◆ Supplied entries ◆
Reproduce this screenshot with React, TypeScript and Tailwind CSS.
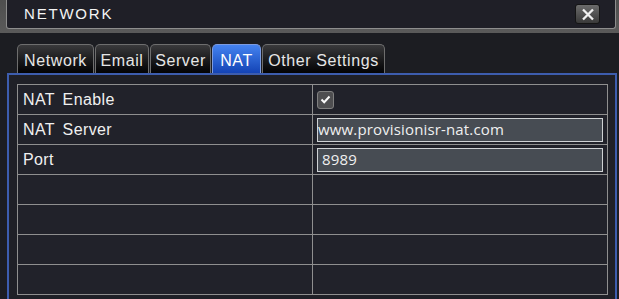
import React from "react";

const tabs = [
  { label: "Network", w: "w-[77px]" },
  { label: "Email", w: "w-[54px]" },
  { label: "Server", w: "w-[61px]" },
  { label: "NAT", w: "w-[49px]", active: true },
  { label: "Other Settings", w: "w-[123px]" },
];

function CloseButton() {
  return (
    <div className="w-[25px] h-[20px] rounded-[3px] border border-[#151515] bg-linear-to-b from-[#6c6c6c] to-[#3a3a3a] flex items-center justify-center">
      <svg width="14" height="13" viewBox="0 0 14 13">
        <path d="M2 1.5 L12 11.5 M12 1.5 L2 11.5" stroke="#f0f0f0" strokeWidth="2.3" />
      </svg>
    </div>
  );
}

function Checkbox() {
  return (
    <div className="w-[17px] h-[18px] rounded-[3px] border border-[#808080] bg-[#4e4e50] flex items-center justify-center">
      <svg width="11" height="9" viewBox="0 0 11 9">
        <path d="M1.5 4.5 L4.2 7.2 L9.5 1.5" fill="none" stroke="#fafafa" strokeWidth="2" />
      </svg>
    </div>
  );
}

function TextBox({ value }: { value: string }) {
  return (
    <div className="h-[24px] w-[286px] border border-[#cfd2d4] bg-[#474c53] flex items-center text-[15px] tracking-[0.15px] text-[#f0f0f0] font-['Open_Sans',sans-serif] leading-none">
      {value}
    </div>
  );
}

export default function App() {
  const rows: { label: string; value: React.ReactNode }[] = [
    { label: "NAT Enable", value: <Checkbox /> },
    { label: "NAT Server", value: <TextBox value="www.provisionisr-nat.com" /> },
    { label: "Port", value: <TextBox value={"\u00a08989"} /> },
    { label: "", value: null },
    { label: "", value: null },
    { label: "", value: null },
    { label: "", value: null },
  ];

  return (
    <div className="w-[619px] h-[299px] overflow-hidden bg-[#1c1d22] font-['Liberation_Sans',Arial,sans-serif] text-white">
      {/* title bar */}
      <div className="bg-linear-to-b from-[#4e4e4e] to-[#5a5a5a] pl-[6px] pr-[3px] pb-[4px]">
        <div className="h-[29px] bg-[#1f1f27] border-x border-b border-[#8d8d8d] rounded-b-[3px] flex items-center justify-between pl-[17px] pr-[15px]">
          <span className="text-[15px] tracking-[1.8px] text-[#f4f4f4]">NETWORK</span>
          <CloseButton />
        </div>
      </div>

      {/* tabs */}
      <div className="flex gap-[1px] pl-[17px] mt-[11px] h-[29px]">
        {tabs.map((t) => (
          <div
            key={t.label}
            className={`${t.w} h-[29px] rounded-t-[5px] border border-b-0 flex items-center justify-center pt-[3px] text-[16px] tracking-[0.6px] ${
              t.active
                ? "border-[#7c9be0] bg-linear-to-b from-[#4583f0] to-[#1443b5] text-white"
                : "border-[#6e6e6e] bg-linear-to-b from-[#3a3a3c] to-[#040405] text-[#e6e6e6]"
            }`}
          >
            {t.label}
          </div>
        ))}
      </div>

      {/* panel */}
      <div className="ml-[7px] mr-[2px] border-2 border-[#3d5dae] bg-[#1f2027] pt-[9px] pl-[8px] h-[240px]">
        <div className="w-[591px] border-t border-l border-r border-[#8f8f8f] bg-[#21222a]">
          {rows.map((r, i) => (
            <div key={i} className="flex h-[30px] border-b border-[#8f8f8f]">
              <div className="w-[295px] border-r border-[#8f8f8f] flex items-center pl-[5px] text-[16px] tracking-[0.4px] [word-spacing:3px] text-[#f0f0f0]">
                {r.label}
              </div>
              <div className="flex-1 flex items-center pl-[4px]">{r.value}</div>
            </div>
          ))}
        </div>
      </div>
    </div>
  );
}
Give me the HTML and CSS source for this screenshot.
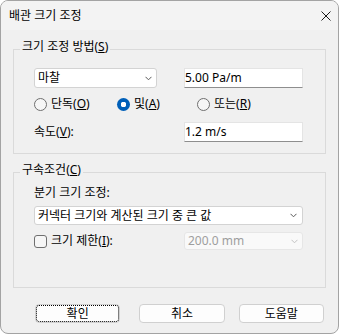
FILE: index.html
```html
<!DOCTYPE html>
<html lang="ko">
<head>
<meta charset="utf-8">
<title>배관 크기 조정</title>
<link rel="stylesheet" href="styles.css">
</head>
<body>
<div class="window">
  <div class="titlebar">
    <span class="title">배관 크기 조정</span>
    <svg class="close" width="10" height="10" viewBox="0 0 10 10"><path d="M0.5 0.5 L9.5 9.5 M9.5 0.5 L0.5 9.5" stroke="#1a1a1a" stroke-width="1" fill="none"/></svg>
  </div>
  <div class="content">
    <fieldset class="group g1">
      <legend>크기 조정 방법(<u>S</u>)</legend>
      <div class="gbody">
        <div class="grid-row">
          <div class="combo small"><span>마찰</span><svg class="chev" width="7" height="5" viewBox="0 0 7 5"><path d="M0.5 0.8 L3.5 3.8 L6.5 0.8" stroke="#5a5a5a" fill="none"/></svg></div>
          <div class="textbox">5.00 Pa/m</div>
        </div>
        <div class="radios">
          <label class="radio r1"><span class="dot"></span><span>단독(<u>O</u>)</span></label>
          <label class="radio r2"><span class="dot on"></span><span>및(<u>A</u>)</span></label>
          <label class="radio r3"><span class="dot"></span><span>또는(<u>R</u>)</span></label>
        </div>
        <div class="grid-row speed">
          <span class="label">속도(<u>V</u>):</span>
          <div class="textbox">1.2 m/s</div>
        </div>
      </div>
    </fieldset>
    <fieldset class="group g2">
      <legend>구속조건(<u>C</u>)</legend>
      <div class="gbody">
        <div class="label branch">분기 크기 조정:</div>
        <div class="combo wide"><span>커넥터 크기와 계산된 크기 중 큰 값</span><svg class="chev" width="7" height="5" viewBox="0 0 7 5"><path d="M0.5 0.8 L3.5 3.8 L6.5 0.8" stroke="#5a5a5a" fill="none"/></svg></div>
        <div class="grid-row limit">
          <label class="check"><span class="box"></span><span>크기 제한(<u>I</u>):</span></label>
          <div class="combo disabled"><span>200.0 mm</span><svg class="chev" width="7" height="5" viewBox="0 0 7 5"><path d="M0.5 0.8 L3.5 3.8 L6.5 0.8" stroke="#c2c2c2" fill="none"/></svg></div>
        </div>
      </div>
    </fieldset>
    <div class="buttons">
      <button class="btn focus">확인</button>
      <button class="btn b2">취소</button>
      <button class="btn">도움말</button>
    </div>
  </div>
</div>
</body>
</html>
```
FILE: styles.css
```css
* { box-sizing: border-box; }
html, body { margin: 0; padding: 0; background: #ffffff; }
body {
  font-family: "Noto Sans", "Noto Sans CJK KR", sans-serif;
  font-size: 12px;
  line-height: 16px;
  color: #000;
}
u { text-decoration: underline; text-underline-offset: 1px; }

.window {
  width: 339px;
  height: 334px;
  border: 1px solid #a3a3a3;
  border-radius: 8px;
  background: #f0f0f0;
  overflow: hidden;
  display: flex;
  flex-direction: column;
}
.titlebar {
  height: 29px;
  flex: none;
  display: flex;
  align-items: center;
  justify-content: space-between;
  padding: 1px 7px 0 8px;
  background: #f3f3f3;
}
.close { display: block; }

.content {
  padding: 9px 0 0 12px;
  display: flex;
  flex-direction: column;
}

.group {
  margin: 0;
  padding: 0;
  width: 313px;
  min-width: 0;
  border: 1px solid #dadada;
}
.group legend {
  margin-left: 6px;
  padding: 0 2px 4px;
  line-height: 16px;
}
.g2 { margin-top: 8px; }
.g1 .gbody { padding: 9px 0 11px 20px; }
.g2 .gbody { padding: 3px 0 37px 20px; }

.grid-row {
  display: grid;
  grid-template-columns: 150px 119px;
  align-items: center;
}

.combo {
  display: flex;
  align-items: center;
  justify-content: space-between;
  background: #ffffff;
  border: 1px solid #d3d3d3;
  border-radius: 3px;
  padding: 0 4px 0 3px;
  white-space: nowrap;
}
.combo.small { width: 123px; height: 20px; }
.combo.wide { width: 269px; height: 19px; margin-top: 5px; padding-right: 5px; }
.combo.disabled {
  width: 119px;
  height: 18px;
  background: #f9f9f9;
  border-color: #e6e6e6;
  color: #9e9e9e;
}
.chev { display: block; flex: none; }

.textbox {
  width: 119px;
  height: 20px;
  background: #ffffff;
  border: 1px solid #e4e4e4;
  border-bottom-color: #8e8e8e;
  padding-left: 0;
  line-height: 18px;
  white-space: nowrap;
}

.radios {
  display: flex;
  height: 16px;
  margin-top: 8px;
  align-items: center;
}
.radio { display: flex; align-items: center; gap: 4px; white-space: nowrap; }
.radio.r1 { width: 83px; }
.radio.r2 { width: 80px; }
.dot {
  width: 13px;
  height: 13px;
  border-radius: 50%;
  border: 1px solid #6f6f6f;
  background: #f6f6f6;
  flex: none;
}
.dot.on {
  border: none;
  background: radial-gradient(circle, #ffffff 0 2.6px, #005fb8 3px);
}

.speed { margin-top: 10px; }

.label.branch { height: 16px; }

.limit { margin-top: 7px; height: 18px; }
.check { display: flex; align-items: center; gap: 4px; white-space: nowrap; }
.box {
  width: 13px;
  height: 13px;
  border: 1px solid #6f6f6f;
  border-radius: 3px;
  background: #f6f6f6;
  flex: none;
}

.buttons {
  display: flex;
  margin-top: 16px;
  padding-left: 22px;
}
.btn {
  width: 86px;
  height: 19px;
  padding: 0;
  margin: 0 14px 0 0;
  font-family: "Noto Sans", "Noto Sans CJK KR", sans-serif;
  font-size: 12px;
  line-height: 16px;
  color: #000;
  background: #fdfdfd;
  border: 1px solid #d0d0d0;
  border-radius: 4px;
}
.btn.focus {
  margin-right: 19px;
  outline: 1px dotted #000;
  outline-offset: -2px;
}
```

◆ Directive ◆
Pick out the lines that contain "React" and copy them.

◆ Exercise result ◆
Reproduce this screenshot with React, TypeScript and Tailwind CSS.
import React from "react";
  const rows: { label: string; value: React.ReactNode }[] = [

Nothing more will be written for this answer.